Everything about Double Coincidence Of Wants totally explained
The
coincidence of wants problem (often "
double coincidence of wants") is an important category of
transaction costs that impose severe limitations on economies lacking
money and thus dominated by
barter or other in-kind transactions. The problem is caused by the improbability of the wants, needs or events that cause or motivate a transaction occurring at the same time and the same place.
In-kind transactions have several problems, most notably timing constraints. If you wish to trade fruit for wheat, you can only do this when the fruit and wheat are both available at the same time and place (and, additionally, only if someone wishes to trade wheat for fruit). That may be a very brief time, or it may be never. With
money, (broadly speaking, any commodity used as a
medium of exchange) you can sell your fruit when it's ripe and take the money. You can then use the money to buy wheat when the wheat harvest comes in. Thus the use of money makes all commodities become more liquid.
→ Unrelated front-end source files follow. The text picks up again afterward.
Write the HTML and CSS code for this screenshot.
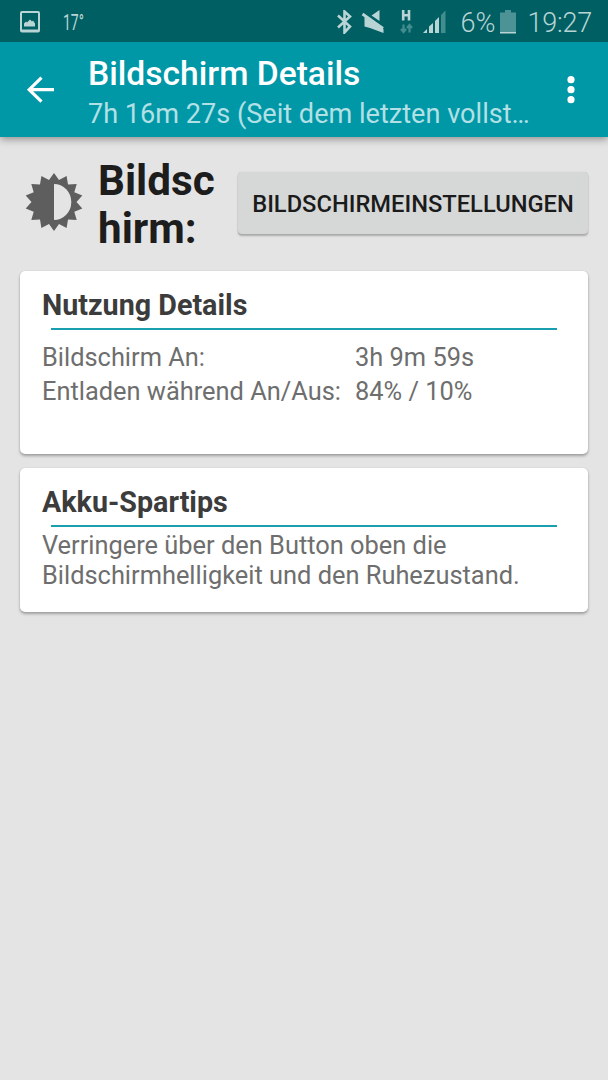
FILE: index.html
```html
<!DOCTYPE html>
<html lang="de">

<head>
    <meta charset="UTF-8">
    <meta name="viewport" content="width=device-width, initial-scale=1.0">
    <title>Bildschirm Details</title>
    <link rel="stylesheet" href="styles.css">
</head>

<body>
    <div class="statusbar">
        <svg class="picture" width="20" height="22" viewBox="0 0 20 22">
            <rect x="1" y="1" width="18" height="19.5" rx="1" fill="none" stroke="#b9d4d5" stroke-width="2" />
            <path d="M1 18.500h18v2H1zM4 15.500v-3l2-2 1 1 3-3 2 2 1-1 2 3v3z" fill="#b9d4d5" />
        </svg>
        <span class="temp">17°</span>
        <svg class="system" width="126" height="24" viewBox="336 10 126 24">
            <path d="M338 15.500l12 11-5.500 6V11.500l5.500 5-12 11" fill="none" stroke="#b9d4d5" stroke-width="2.6" />
            <path d="M364.500 17l19 12v4l-13.500-5-5.500-1.500zM371.500 15.500l8-5.500v11z" fill="#b9d4d5" />
            <path d="M362.500 14l20.500 14.500" stroke="#b9d4d5" stroke-width="2.800" />
            <path d="M403.200 10v10.500M409 10v10.500M403 15.300h6" fill="none" stroke="#b9d4d5" stroke-width="2.600" />
            <path d="M403.500 24.500v7.500M401 29l2.500 3 2.500-3M409.500 32.500v-7.500M407 28l2.500-3 2.500 3" fill="none" stroke="#438d8f" stroke-width="2.200" />
            <path d="M423 33l4-4v4zM429 26.500l4-3.500v10h-4zM435 21l4-4v16h-4z" fill="#b9d4d5" />
            <path d="M441 15l4.500-4.500v22.500H441z" fill="#438d8f" />
        </svg>
        <span class="percent">6%</span>
        <svg class="battery" width="16" height="24" viewBox="0 0 16 24">
            <path d="M5 0h6v2.500h5v20.500H0V2.500h5z" fill="#4d9395" />
            <path d="M0 22h16v1.500H0z" fill="#b9d4d5" />
        </svg>
        <span class="clock">19:27</span>
    </div>

    <header class="toolbar">
        <svg class="back" width="30" height="28" viewBox="0 0 30 28">
            <path d="M28 13.700H3M15.500 1.700L3.200 13.700l12.300 12" fill="none" stroke="#fff" stroke-width="3.200" />
        </svg>
        <div class="titles">
            <h1>Bildschirm Details</h1>
            <p>7h 16m 27s (Seit dem letzten vollst…</p>
        </div>
        <svg class="more" width="8" height="28" viewBox="0 0 8 28" fill="#fff">
            <circle cx="4" cy="3.700" r="3.600" />
            <circle cx="4" cy="13.700" r="3.600" />
            <circle cx="4" cy="23.700" r="3.600" />
        </svg>
    </header>

    <main>
        <div class="intro">
            <svg class="brightness" width="60" height="60" viewBox="-30 -30 60 60">
                <path fill="#5e5e5e" d="M0-29L5-21.900 12.600-26.100 14-17.600 22.700-18.100 20.300-9.800 28.300-6.500 22.500 0 28.300 6.500 20.300 9.800 22.700 18.100 14 17.600 12.600 26.100 5 21.900 0 29-5 21.900-12.600 26.100-14 17.600-22.700 18.100-20.300 9.800-28.300 6.500-22.500 0-28.300-6.500-20.300-9.800-22.700-18.100-14-17.600-12.600-26.100-5-21.900z" />
                <path fill="#e4e4e4" d="M0-18a17.300 18 0 0 1 0 36z" />
            </svg>
            <h2>Bildsc<br>hirm:</h2>
            <button type="button">BILDSCHIRMEINSTELLUNGEN</button>
        </div>

        <section class="card usage">
            <h3>Nutzung Details</h3>
            <hr>
            <dl>
                <dt>Bildschirm An:</dt>
                <dd>3h 9m 59s</dd>
                <dt>Entladen während An/Aus:</dt>
                <dd>84% / 10%</dd>
            </dl>
        </section>

        <section class="card tips">
            <h3>Akku-Spartips</h3>
            <hr>
            <p>Verringere über den Button oben die Bildschirmhelligkeit und den Ruhezustand.</p>
        </section>
    </main>
</body>

</html>
```
FILE: styles.css
```css
* {
    box-sizing: border-box;
    margin: 0;
    padding: 0;
}

body {
    height: 100vh;
    background: #e4e4e4;
    font-family: Roboto, "Liberation Sans", sans-serif;
    overflow: hidden;
}

.statusbar {
    position: relative;
    z-index: 1;
    display: flex;
    align-items: center;
    height: 42px;
    padding: 2px 16px 0 20px;
    background: #005f62;
    color: #b9d4d5;
    font-size: 27px;
    font-weight: 300;
    white-space: nowrap;
}

.temp {
    margin-left: 23px;
    font-size: 22.500px;
    font-weight: 400;
    transform: scaleX(.62);
    transform-origin: left;
}

.system {
    margin-left: auto;
    margin-right: -2px;
}

.percent,
.clock {
    padding-top: 2px;
}

.battery {
    margin: 0 11px 0 5px;
}

.clock {
    letter-spacing: -.200px;
}

.toolbar {
    display: flex;
    align-items: center;
    height: 95px;
    padding: 0 33px 0 26px;
    background: #0097a7;
    color: #fff;
    box-shadow: 0 2px 8px rgba(0, 0, 0, .4);
}

.titles {
    margin-left: 32px;
    padding-top: 8px;
}

.titles h1 {
    font-size: 33.600px;
    font-weight: 500;
    line-height: 40px;
}

.titles p {
    color: #b2e0e5;
    font-size: 27.100px;
    line-height: 40px;
    white-space: nowrap;
}

.more {
    margin-left: auto;
}

main {
    padding: 20px;
}

.intro {
    display: flex;
    align-items: center;
    height: 94px;
    margin-bottom: 20px;
    padding-left: 4px;
}

.brightness {
    margin-bottom: 4px;
}

.intro h2 {
    margin-left: 14px;
    padding-top: 1px;
    color: #1d1d1d;
    font-size: 42.200px;
    font-weight: 700;
    line-height: 47.500px;
}

.intro button {
    width: 350px;
    height: 62px;
    margin-bottom: 2px;
    margin-left: auto;
    padding-top: 2px;
    border: 0;
    border-radius: 4px;
    background: #d6d8d7;
    box-shadow: 0 2px 2px rgba(0, 0, 0, .25), 0 0 1px rgba(0, 0, 0, .2);
    color: #1b1b1b;
    font-family: inherit;
    font-size: 23.700px;
    font-weight: 500;
}

.card {
    padding: 17px 31px 0 22px;
    border-radius: 5px;
    background: #fff;
    box-shadow: 0 2px 3px rgba(0, 0, 0, .3), 0 0 1px rgba(0, 0, 0, .2);
    color: #6e6e6e;
    font-size: 25.400px;
}

.card h3 {
    color: #3c3c3c;
    font-size: 28.700px;
    font-weight: 700;
    line-height: 34px;
}

.card hr {
    height: 2px;
    margin: 6px 0 0 9px;
    border: 0;
    background: #1a9fae;
}

.usage {
    height: 183px;
    margin-bottom: 14px;
}

.usage dl {
    display: grid;
    grid-template-columns: 313px 1fr;
    margin-top: 10px;
    line-height: 34px;
    white-space: nowrap;
}

.tips {
    height: 144px;
}

.tips p {
    margin-top: 3px;
    line-height: 30px;
}
```
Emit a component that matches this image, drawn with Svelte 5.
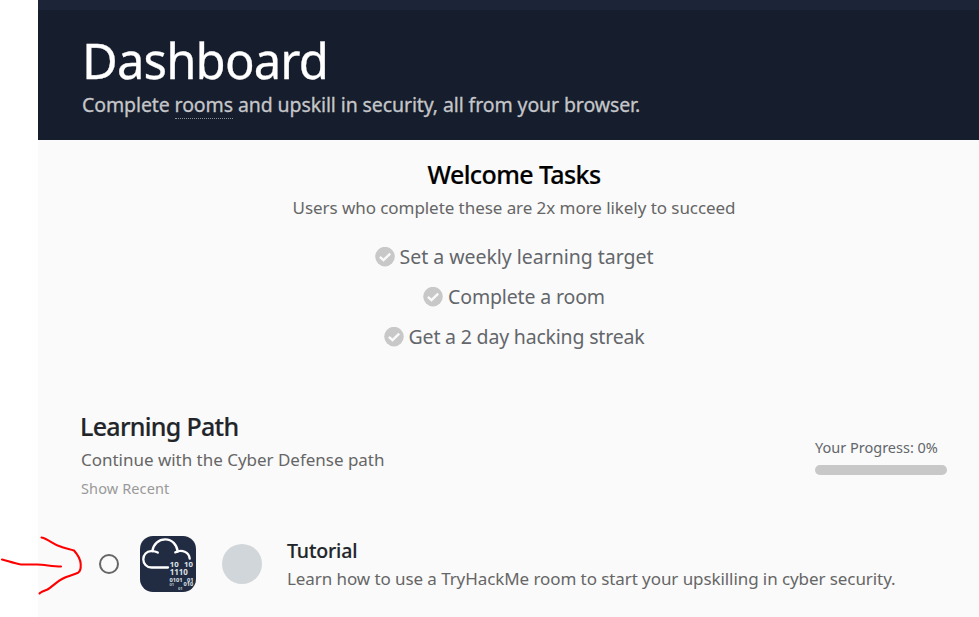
<script>
  const tasks = [
    { label: 'Set a weekly learning target', tracking: -0.03 },
    { label: 'Complete a room', tracking: -0.14 },
    { label: 'Get a 2 day hacking streak', tracking: -0.19 }
  ];
</script>

<div class="page">
  <header>
    <h1>Dashboard</h1>
    <p>Complete <span class="term">rooms</span> and upskill in security, all from your browser.</p>
  </header>

  <main>
    <section class="welcome">
      <h2>Welcome Tasks</h2>
      <p>Users who complete these are 2x more likely to succeed</p>
      <ul>
        {#each tasks as task}
          <li>
            <svg width="20" height="20" viewBox="0 0 20 20">
              <circle cx="10" cy="9.6" r="9.8" fill="#c8c8c8" />
              <path d="M4.9 9.8 8.5 13.2 15.200 6.600" fill="none" stroke="#fafafa" stroke-width="2.4" />
            </svg>
            <span style="letter-spacing: {task.tracking}px">{task.label}</span>
          </li>
        {/each}
      </ul>
    </section>

    <section class="path">
      <div>
        <h2>Learning Path</h2>
        <p>Continue with the Cyber Defense path</p>
        <a class="recent">Show Recent</a>
      </div>
      <div class="progress">
        <span>Your Progress: 0%</span>
        <div class="bar"></div>
      </div>
    </section>

    <article>
      <span class="ring"></span>
      <svg class="tile" width="56" height="56" viewBox="0 0 56 56">
        <rect width="56" height="56" rx="13" fill="#212c42" />
        <g fill="none" stroke="#fff" stroke-width="2.3" stroke-linecap="round">
          <path d="M28 31.5H11.5C6.5 31.5 3.3 27.5 3.3 23.2C3.3 18.5 6.700 15.300 11 15.100C13.700 15 16 15.500 17.800 16.600" />
          <path d="M12.3 15C13.5 8 18.5 3.4 25.3 3.4C32 3.4 36.9 8.6 37.7 15.6" />
          <path d="M35.3 16.4C42 13 49 16 49.7 22.6" />
        </g>
        <g class="bits" fill="#dfe2e8">
          <text x="29.7" y="30.5" font-size="7.8">10</text>
          <text x="44" y="30.5" font-size="7.8">10</text>
          <text x="29.7" y="39.3" font-size="7.9">1110</text>
          <text x="29.5" y="46" font-size="5.7">0101</text>
          <text x="47" y="46" font-size="5.7">01</text>
          <text x="29.5" y="50.2" font-size="4" opacity="0.8">01</text>
          <text x="43.5" y="50.2" font-size="5.6">010</text>
          <text x="38" y="54" font-size="4" opacity="0.8">01</text>
        </g>
      </svg>
      <span class="avatar"></span>
      <div class="room">
        <h3>Tutorial</h3>
        <p>Learn how to use a TryHackMe room to start your upskilling in cyber security.</p>
      </div>
    </article>
  </main>

  <svg class="arrow" width="90" height="70" viewBox="0 0 90 70">
    <path d="M2 29.5C8 31 14 33.500 21 34.500H37C45 34.800 53 36.500 61 36.500" />
    <path d="M41.500 7.500C48 9 53 14 59 16C65 18.500 70 19 74 20.500C78 25 80.500 30 80.700 34C81 39 80.500 41.500 78 42.800C72 45.500 67 46 62 49C56 52 52 57 47.500 59.500C44 61 40.500 61.500 39.500 63.500" />
  </svg>
</div>

<style>
  :global(body) {
    background: #fff;
    overflow: hidden;
  }
  .page {
    position: relative;
    height: 617px;
    padding-left: 38px;
    box-sizing: border-box;
    display: flex;
    flex-direction: column;
    font-family: "Noto Sans", "Open Sans", sans-serif;
  }
  h1, h2, h3, p, ul {
    margin: 0;
    padding: 0;
    white-space: nowrap;
  }
  header {
    height: 140px;
    box-sizing: border-box;
    border-top: 10px solid #1c2538;
    padding: 21px 0 0 44px;
    background: #161d2c;
  }
  h1 {
    font-size: 49px;
    line-height: 58px;
    font-weight: 400;
    letter-spacing: -0.85px;
    color: #fff;
    -webkit-text-stroke: 0.3px #fff;
  }
  header p {
    font-size: 19.5px;
    line-height: 32px;
    letter-spacing: -0.1px;
    color: #c5c6c9;
    -webkit-text-stroke: 0.3px #c5c6c9;
  }
  .term {
    display: inline-block;
    line-height: 26px;
    border-bottom: 1px dotted #8b8e95;
  }
  main {
    flex: 1;
    background: #fafafa;
  }
  .welcome {
    width: 952px;
    padding-top: 17px;
    text-align: center;
  }
  h2 {
    font-size: 25px;
    line-height: 34px;
    font-weight: 500;
    letter-spacing: -0.6px;
    color: #212529;
    -webkit-text-stroke: 0.2px;
  }
  .welcome h2 {
    color: #000;
  }
  .welcome p, .path p, .room p {
    font-size: 17px;
    line-height: 30px;
    color: #666;
  }
  .welcome p {
    margin-top: 2px;
    letter-spacing: -0.06px;
  }
  ul {
    list-style: none;
    margin-top: 14px;
  }
  li {
    display: flex;
    align-items: center;
    justify-content: center;
    gap: 5px;
    height: 40px;
    font-size: 19.5px;
    line-height: 40px;
    color: #63666a;
  }
  .path {
    display: flex;
    justify-content: space-between;
    margin-top: 52px;
    padding: 0 32px 0 43px;
  }
  .path h2 {
    margin-left: -1px;
    letter-spacing: -0.7px;
  }
  .path p {
    margin-top: 2px;
    letter-spacing: -0.02px;
  }
  .recent {
    display: block;
    font-size: 14.5px;
    line-height: 24px;
    letter-spacing: 0.12px;
    margin-top: 1px;
    color: #999;
  }
  .progress {
    width: 132px;
    padding-top: 26px;
    font-size: 14.5px;
    line-height: 24px;
    color: #63666a;
    white-space: nowrap;
  }
  .bar {
    height: 10px;
    margin-top: 6px;
    border-radius: 5px;
    background: #c8c8c8;
  }
  article {
    display: flex;
    align-items: center;
    height: 56px;
    margin-top: 36px;
    padding-left: 61px;
  }
  .ring {
    width: 20px;
    height: 20px;
    box-sizing: border-box;
    border: 2px solid #666;
    border-radius: 50%;
  }
  .tile {
    margin-left: 21px;
  }
  .bits {
    font-family: "Noto Sans", sans-serif;
    font-weight: 700;
  }
  .avatar {
    width: 40px;
    height: 40px;
    margin-left: 26px;
    border-radius: 50%;
    background: #d1d6da;
  }
  .room {
    margin-left: 25px;
    padding-top: 2px;
  }
  h3 {
    font-size: 19.5px;
    line-height: 28px;
    font-weight: 500;
    letter-spacing: -0.15px;
    color: #212529;
    -webkit-text-stroke: 0.15px;
  }
  .room p {
    line-height: 28px;
    letter-spacing: -0.08px;
  }
  .arrow {
    position: absolute;
    left: 0;
    top: 530px;
    fill: none;
    stroke: #f00;
    stroke-width: 2.1;
    stroke-linecap: round;
    stroke-linejoin: round;
  }
</style>
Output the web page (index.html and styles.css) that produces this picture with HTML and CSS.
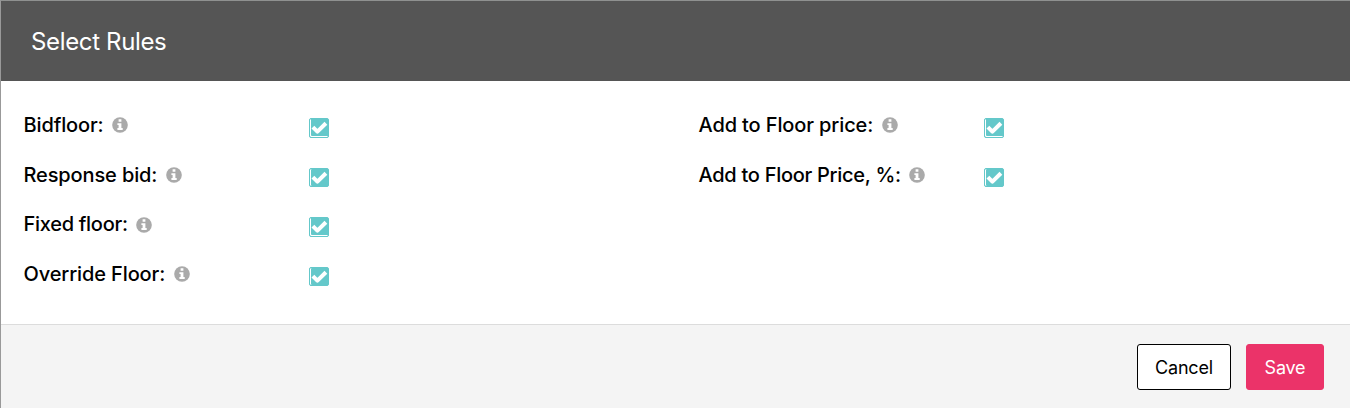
FILE: index.html
```
<!DOCTYPE html>
<html lang="en">
<head>
    <meta charset="UTF-8">
    <meta name="viewport" content="width=device-width, initial-scale=1.0">
    <title>Select Rules</title>
    <link rel="stylesheet" href="styles.css">
</head>
<body>
<svg class="sprite" aria-hidden="true">
    <symbol id="icon-info" viewBox="0 0 16 16">
        <circle cx="8" cy="8" r="7.8" fill="#aaa"/>
        <path fill="#fff" d="M6.6 2.3h2.8v2.5H6.6zM5.4 6.2h4v4.9h1.3v1.9H5.4v-1.9h1.2V8.1H5.4z"/>
    </symbol>
    <symbol id="icon-check" viewBox="0 0 18 18">
        <path fill="none" stroke="#fff" stroke-width="4" stroke-linejoin="round" d="M2.9 8.1l4.5 4.5L15.9 4.3"/>
    </symbol>
</svg>
<div class="modal">
    <header class="modal-header">
        <h1>Select Rules</h1>
    </header>
    <main class="modal-body">
        <div class="column">
            <div class="rule">
                <label for="bidfloor">Bidfloor:</label>
                <svg class="info"><use href="#icon-info"/></svg>
                <button class="checkbox" id="bidfloor" role="checkbox" aria-checked="true"><svg><use href="#icon-check"/></svg></button>
            </div>
            <div class="rule">
                <label for="response">Response bid:</label>
                <svg class="info"><use href="#icon-info"/></svg>
                <button class="checkbox" id="response" role="checkbox" aria-checked="true"><svg><use href="#icon-check"/></svg></button>
            </div>
            <div class="rule">
                <label class="tight" for="fixed">Fixed floor:</label>
                <svg class="info"><use href="#icon-info"/></svg>
                <button class="checkbox" id="fixed" role="checkbox" aria-checked="true"><svg><use href="#icon-check"/></svg></button>
            </div>
            <div class="rule">
                <label for="override">Override Floor:</label>
                <svg class="info"><use href="#icon-info"/></svg>
                <button class="checkbox" id="override" role="checkbox" aria-checked="true"><svg><use href="#icon-check"/></svg></button>
            </div>
        </div>
        <div class="column">
            <div class="rule">
                <label for="add">Add to Floor price:</label>
                <svg class="info"><use href="#icon-info"/></svg>
                <button class="checkbox" id="add" role="checkbox" aria-checked="true"><svg><use href="#icon-check"/></svg></button>
            </div>
            <div class="rule">
                <label class="tight" for="percent">Add to Floor Price, %:</label>
                <svg class="info"><use href="#icon-info"/></svg>
                <button class="checkbox" id="percent" role="checkbox" aria-checked="true"><svg><use href="#icon-check"/></svg></button>
            </div>
        </div>
    </main>
    <footer class="modal-footer">
        <button class="btn">Cancel</button>
        <button class="btn btn-save">Save</button>
    </footer>
</div>
</body>
</html>
```
FILE: styles.css
```
* {
    box-sizing: border-box;
}

body {
    margin: 0;
    font-family: Inter, "Liberation Sans", sans-serif;
    color: #000;
    background: #fff;
}

.sprite {
    display: none;
}

.modal {
    display: flex;
    flex-direction: column;
    height: 408px;
    border-top: 1px solid #8f9190;
    border-left: 1px solid #999;
    overflow: hidden;
}

.modal-header {
    display: flex;
    align-items: center;
    height: 80px;
    padding: 1px 30px 0;
    background: #555;
}

.modal-header h1 {
    margin: 0;
    color: #fff;
    font-size: 24px;
    font-weight: 400;
    letter-spacing: -0.35px;
}

.modal-body {
    display: grid;
    grid-template-columns: 675px 1fr;
    height: 243px;
    padding: 19px 0 0 22.5px;
}

.rule {
    display: flex;
    align-items: center;
    width: 305.5px;
    height: 49.7px;
}

.rule label {
    font-size: 20px;
    font-weight: 500;
    letter-spacing: -0.12px;
    white-space: nowrap;
}

.rule .tight {
    letter-spacing: -0.28px;
}

.info {
    width: 16px;
    height: 16px;
    margin: 1px 0 0 8.5px;
}

.checkbox {
    display: flex;
    align-self: flex-start;
    width: 20px;
    height: 20px;
    margin: 18px 0 0 auto;
    padding: 0;
    border: 1px solid #64c8ca;
    border-radius: 2px;
    background: #64c8ca;
    box-shadow: inset 1px -1px #fff;
}

.rule:nth-child(even) .checkbox {
    height: 19px;
    box-shadow: inset 1px 0 #fff;
}

.checkbox svg {
    flex: none;
    width: 18px;
    height: 18px;
}

.modal-footer {
    display: flex;
    flex: 1;
    gap: 15px;
    justify-content: flex-end;
    padding: 19px 26px 0 0;
    border-top: 1px solid #dcdcdc;
    background: #f4f4f4;
}

.btn {
    width: 94px;
    height: 46px;
    padding: 1px 0;
    border: 1px solid #000;
    border-radius: 3px;
    background: #fff;
    color: #000;
    font-family: inherit;
    font-size: 18px;
    letter-spacing: -0.2px;
}

.btn-save {
    width: 78px;
    border-color: #eb3369;
    background: #eb3369;
    color: #fff;
}
```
Besides barter, other kinds of in-kind transactions also suffer from the coincidence of wants problem in the absence of money. For example, when wealth is transferred during marriage, divorce, inheritance, and other crucial life events, or during the collection of taxes or tribute, it's improbable that this event will coincide with the recipient's desire for the commodities the payor can readily obtain, unless they're intermediate commodities, for example
money. In the absence of money, all of these transactions suffer from the basic problem of barter -- they require an improbable coincidence of wants and events.
Because of the severe costs imposed by the coincidence of wants in an in-kind economy,
money tends to emerge naturally as some form of
commodity money.
The term 'double coincidence of wants' is originally due to
William Stanley Jevons, as discussed in Ostroy and Starr (1990), page 24.